The U.S. House of Representatives has issued a subpoena to Cheryl L. Parrino, CEO of the Universal Service Administration Company (USAC), the agency regulating the Federal Communications Commission’s (FCC) E-Rate program, for records related to the House Committee on Energy and Commerce’s investigation of the troubled agency.
While USAC has submitted thousands of pages of documents following the committee’s initial request, confidentiality concerns prompted USAC to omit certain information considered critical to the investigation. The subpoena requires USAC to produce the omitted information.
“This information is important for us to obtain if we are going to be successful in eliminating fraud and abuse in the E-rate program. I have asked Oversight and Investigations Subcommittee Chairman James Greenwood to hold hearings on this problem. Those hearings should begin this summer,” said Committee Chairman Billy Tauzin, who signed the subpoena.
The E-Rate program is a $2.25 billion fund designed to help schools and libraries connect to the Internet and financed by fees added to consumers’ telephone bills. In January, the Center for Public Integrity, a Washington-based non-profit “public service journalism” organization, issued a report claiming the program was “honeycombed” with fraud.
The center’s study is based on two FCC audit reports and independent interviews. The FCC audits have discovered abuses ranging from simple paperwork and reporting errors to false billing and other fraud potentially involving hundreds of millions of dollars.
The report led to Tauzin’s committee investigating the E-Rate program. In March, Tauzin (R-La.) and Greenwood (R-Pa.) sent letters to the FCC and USAC seeking information related to program funds, management and oversight.
“As you know, problems of waste, fraud, and abuse have trailed E-rate throughout its first five years of funding. Targeted audits of funding beneficiaries over the first two years identified more than $10 million in inappropriate funding disbursements,” the letter states. “Recently, we learned there are at least 30 active Federal and state investigations of either vendors or recipients of E-rate funds around the United States involving, in aggregate, more than $200 million of questionable funding.”
Tauzin and Greenwood say ongoing work by the FCC’s Inspector General (IG) and the General Accounting Office (GAO) reveals what appears to be inadequate oversight of the program and that emerging evidence of E-Rate fraud and abuse around the country indicates that the $200 million figure may be understated.
“Although the FCC and the USAC appear to have been taking positive steps to improve program oversight and auditing of fund disbursements, we are concerned that such efforts may not address the full extent of any problems,” Tauzin and Greenwood wrote. “We come to this conclusion because we have learned that, to date, there has not been a systematic audit of the full program since its inception six years ago.”

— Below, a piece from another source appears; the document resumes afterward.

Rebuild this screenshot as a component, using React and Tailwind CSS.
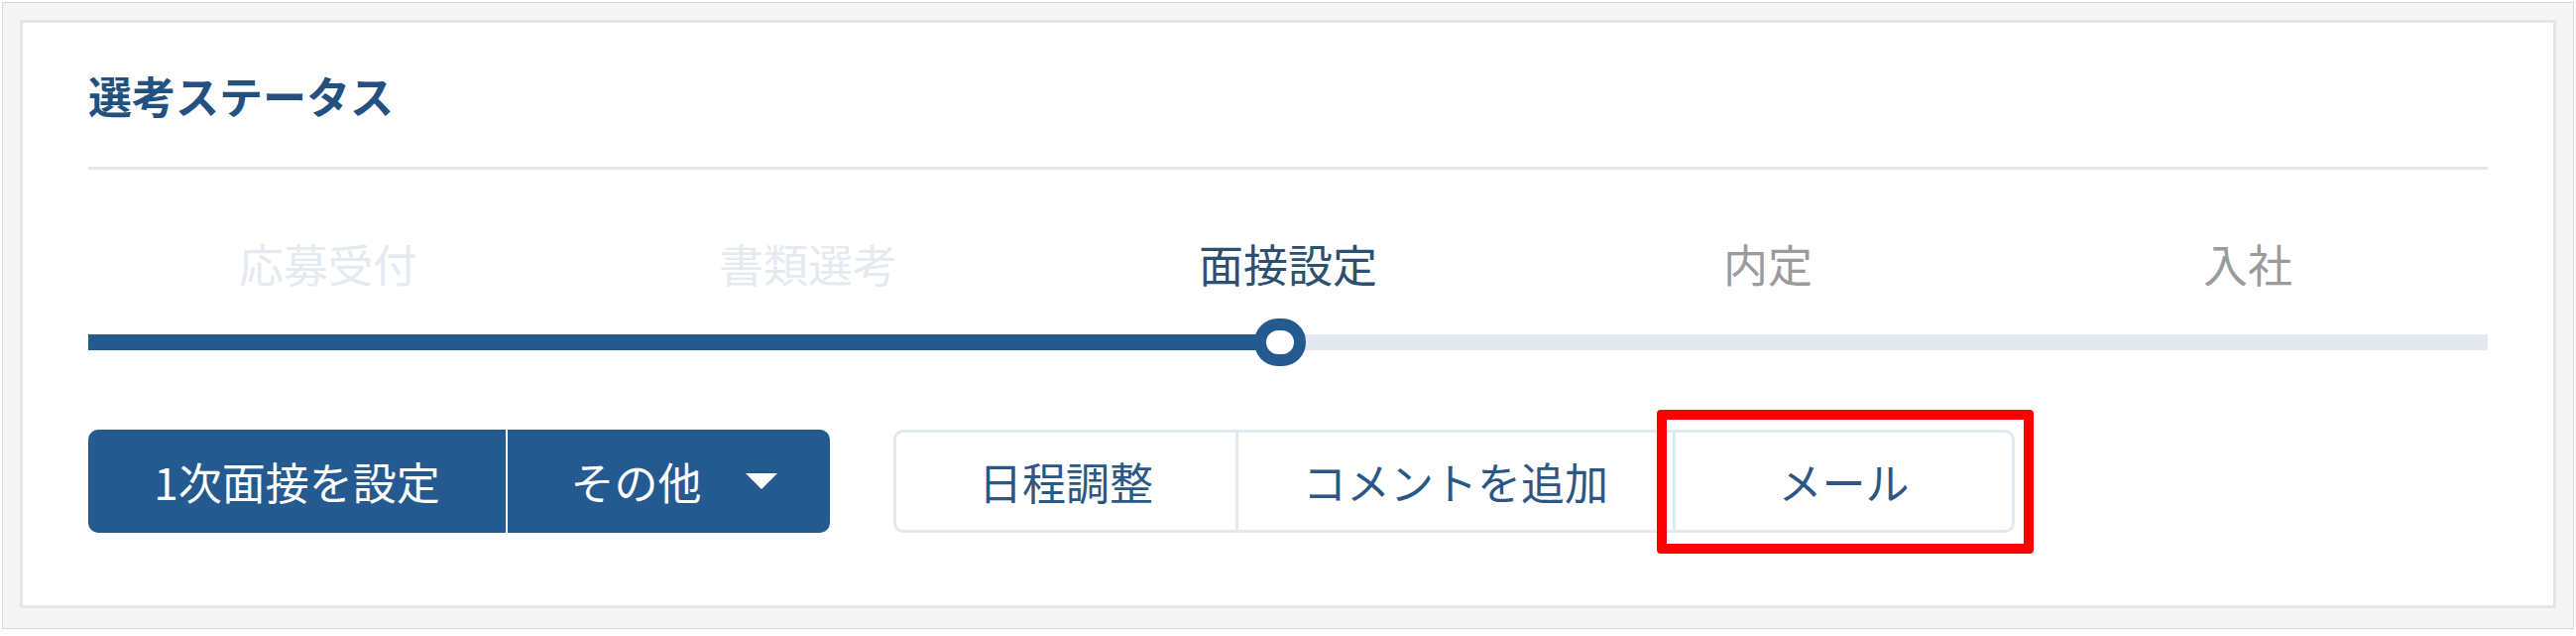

Last week, the FCC adopted new rules to “simplify and streamline” its controversial program, including approving new “procedural safeguards” that call for persons convicted of criminal violations or held civilly liable for misconduct from participation in the E-Rate program be debarred from the program for three years and, where circumstances warrant, longer periods.
Additionally, the FCC clarified that requests for duplicative services — services that deliver the same functionality to the same people during the same period of time — will no longer be funded.
“While these are important changes, they represent only the first stage in a more comprehensive reform effort,” Commissioner Kathleen Q. Abernathy said. “In particular, we will focus on complementing existing efforts to combat waste, fraud and abuse.”
Abnernathy, who chairs the Federal-State Joint Board on Universal Service, is organizing a public forum on other potential rule changes to the E-Rate program on May 8.
Originally organized to help rural areas obtain affordable telephone services, the Universal Service Fund’s scope was expanded in 1996 to include discounted Internet connection rates for public schools and libraries. The FCC maintains oversight authority for the program but contracts out the administration of it to USAC.
The E-Rate program is based on a competitive bidding process, and the fund’s top service providers include IBM, SBC, Verizon, Bellsouth and Qwest. In December, USAC officials began denying or delaying applications by IBM, which received more than $350 million from the fund in 2001.
An IBM official said the company was surprised by the report and hoped to quickly resolve any billing or paperwork disputes.
Almost 90 percent of U.S. schools and libraries receive subsidies from the fund for Internet connections.